Velouria kicks in and the crowd lose it like their on switch has been flicked back alive. The first of three tracks in a row and the only songs from Bossanova, the Apollo is once more a heaving sweaty mass.
The last half hour of the show focuses heavily on Doolittle and Surfer Rosa and is a relentless assault on the senses. A false start on Debaser creates a moment of levity as the crowd simply carry on singing the hook line whilst the band figure out what went wrong. Caribou’s gorgeous melody is preserved beautifully whilst Bone Machine, Mr Grieves and Hey hit sledgehammer hard. Into The White sees Emma take the lead again.

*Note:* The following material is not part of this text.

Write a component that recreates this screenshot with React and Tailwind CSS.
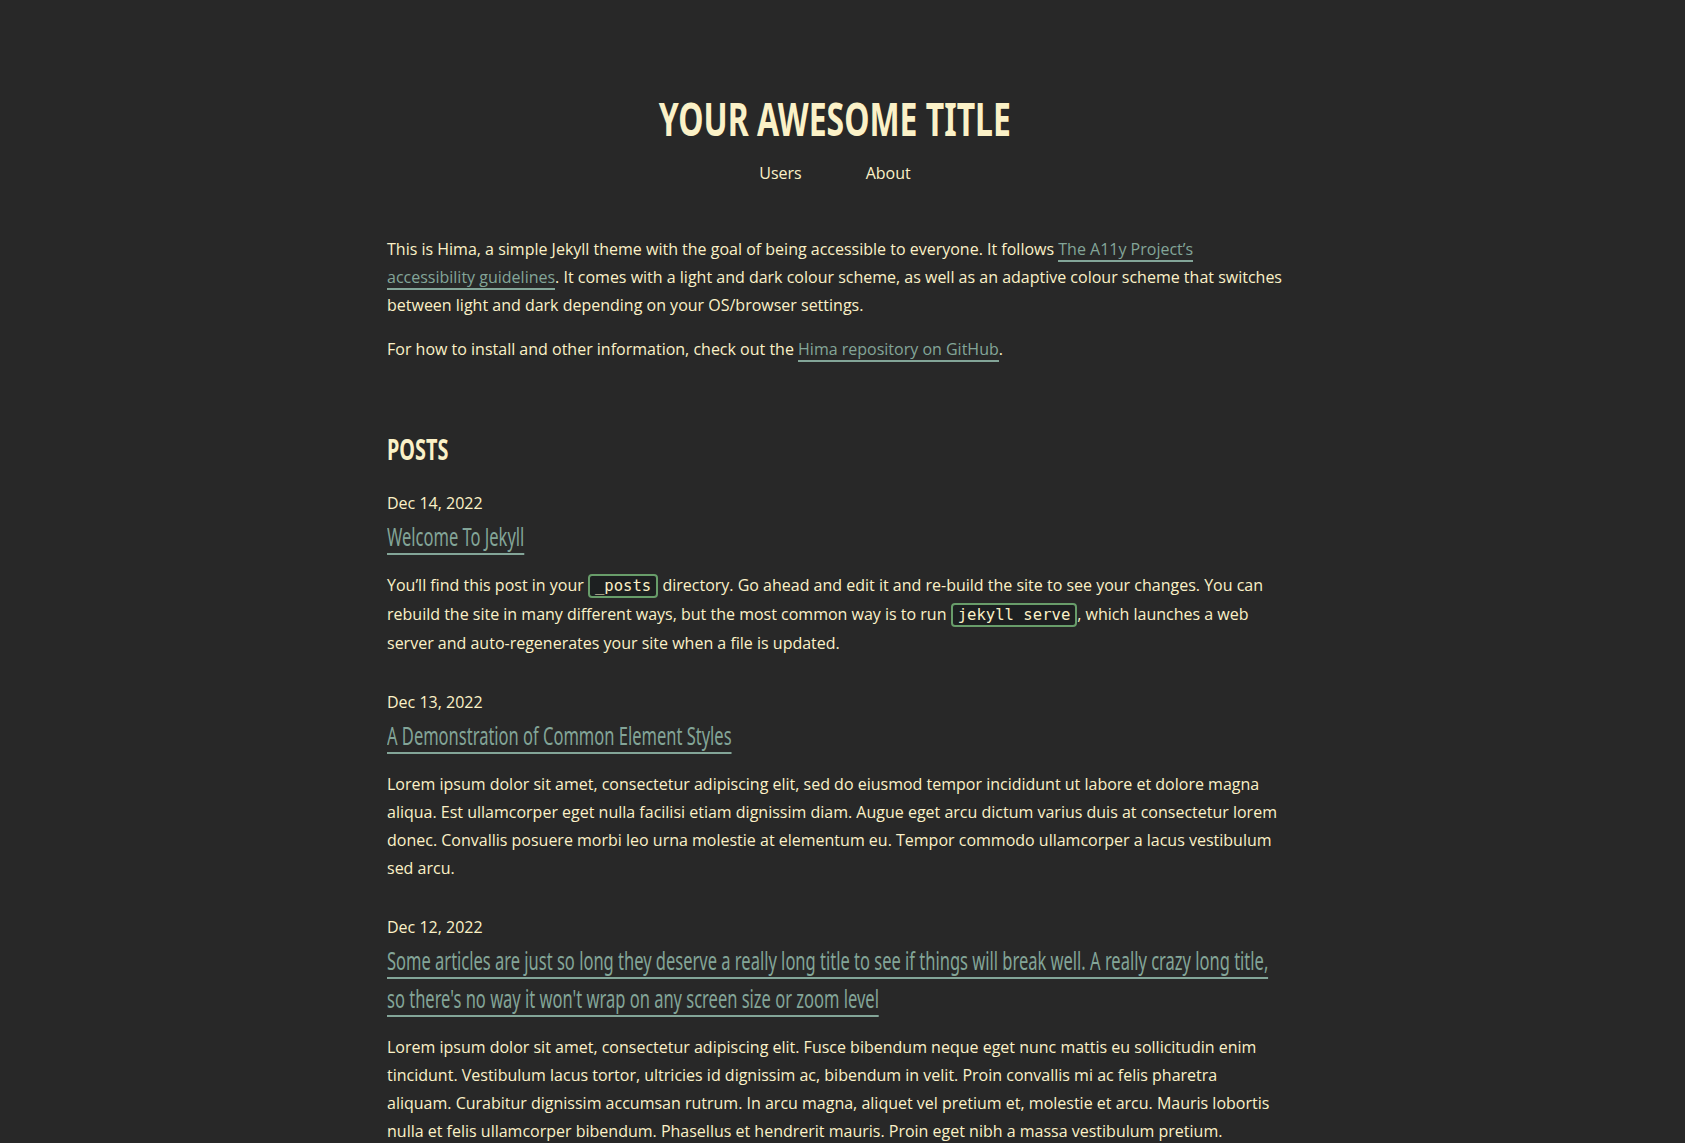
export default function App() {
  const linkCls = "text-[#83a598] border-b-2 border-[#83a598]";
  const codeCls =
    "font-['DejaVu_Sans_Mono',monospace] text-[15.6px] bg-[#1d2021] border-2 border-[#689d6a] rounded-[4px] px-[5px] py-[1px]";
  const titleFont = "font-['Noto_Sans',sans-serif]";
  const h3Cls = `${titleFont} text-[25px] leading-[38px] w-[1380px] scale-x-[0.66] origin-left`;
  return (
    <div className="min-h-screen overflow-x-hidden bg-[#282828] text-[#fbf1c7] font-['Open_Sans',sans-serif] text-base pr-[15px]">
      <header className="pt-[90px] flex flex-col items-center">
        <h1 className={`${titleFont} font-bold text-[47px] leading-[56px] uppercase scale-x-[0.68]`}>
          Your Awesome Title
        </h1>
        <nav className="mt-[13px] flex gap-16 leading-7">
          <a href="#">Users</a>
          <a href="#">About</a>
        </nav>
      </header>
      <main className="w-[896px] mx-auto mt-[48px] leading-7">
        <div className="flex flex-col gap-4">
          <p>
            This is Hima, a simple Jekyll theme with the goal of being accessible to everyone. It follows{" "}
            <a href="#" className={linkCls}>The A11y Project’s accessibility guidelines</a>. It comes with a light and dark
            colour scheme, as well as an adaptive colour scheme that switches between light and dark depending on your
            OS/browser settings.
          </p>
          <p>
            For how to install and other information, check out the{" "}
            <a href="#" className={linkCls}>Hima repository on GitHub</a>.
          </p>
        </div>
        <h2 className={`${titleFont} mt-[68px] font-bold text-[29px] leading-[35px] uppercase scale-x-[0.685] origin-left`}>
          Posts
        </h2>
        <ul className="mt-6 flex flex-col gap-8">
          <li>
            <div className="leading-[27px]">Dec 14, 2022</div>
            <h3 className={h3Cls}>
              <a href="#" className={linkCls}>Welcome To Jekyll</a>
            </h3>
            <p className="mt-4">
              You’ll find this post in your <code className={codeCls}>_posts</code> directory. Go ahead and edit it and
              re-build the site to see your changes. You can rebuild the site in many different ways, but the most common
              way is to run <code className={codeCls}>jekyll serve</code>, which launches a web server and auto-regenerates
              your site when a file is updated.
            </p>
          </li>
          <li>
            <div className="leading-[27px]">Dec 13, 2022</div>
            <h3 className={h3Cls}>
              <a href="#" className={linkCls}>A Demonstration of Common Element Styles</a>
            </h3>
            <p className="mt-4">
              Lorem ipsum dolor sit amet, consectetur adipiscing elit, sed do eiusmod tempor incididunt ut labore et dolore
              magna aliqua. Est ullamcorper eget nulla facilisi etiam dignissim diam. Augue eget arcu dictum varius duis at
              consectetur lorem donec. Convallis posuere morbi leo urna molestie at elementum eu. Tempor commodo ullamcorper
              a lacus vestibulum sed arcu.
            </p>
          </li>
          <li>
            <div className="leading-[27px]">Dec 12, 2022</div>
            <h3 className={h3Cls}>
              <a href="#" className={linkCls}>
                Some articles are just so long they deserve a really long title to see if things will break well. A really
                crazy long title,
                <br />
                so there's no way it won't wrap on any screen size or zoom level
              </a>
            </h3>
            <p className="mt-4">
              Lorem ipsum dolor sit amet, consectetur adipiscing elit. Fusce bibendum neque eget nunc mattis eu sollicitudin
              enim tincidunt. Vestibulum lacus tortor, ultricies id dignissim ac, bibendum in velit. Proin convallis mi ac
              felis pharetra aliquam. Curabitur dignissim accumsan rutrum. In arcu magna, aliquet vel pretium et, molestie
              et arcu. Mauris lobortis nulla et felis ullamcorper bibendum. Phasellus et hendrerit mauris. Proin eget nibh a
              massa vestibulum pretium. Suspendisse eu nisl a ante aliquet bibendum quis a nunc.
            </p>
          </li>
        </ul>
      </main>
    </div>
  );
}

They finish on Where Is My Mind, a song with over a billion plays on Spotify, dwarfing everything else at least four fold. The Apollo becomes a sea of raised phones taking a shot of the moment to say they were there. In a strange way it’s fitting - a band from a different era still relevant, connecting and important, a constant that feels like they always have been, and always will be there.
Pixies played Monkey Gone To Heaven, Wave of Mutilation, Head On, U-Mass, In Heaven (Lady In The Radiator Song), Vamos, Nimrod's Son, Motorway To Roswell, Here Comes Your Man, Death Horizon, Jane (The Night The Zombies Came), Primrose, Kings Of The Prairie, Chicken, Mercy Me, The Vegas Suite, Velouria, Blown Away, The Happening, Gouge Away, Debaser, Cactus, Tame, Caribou, Bone Machine, Mr. Grieves, Hey, Into The White and Where Is My Mind?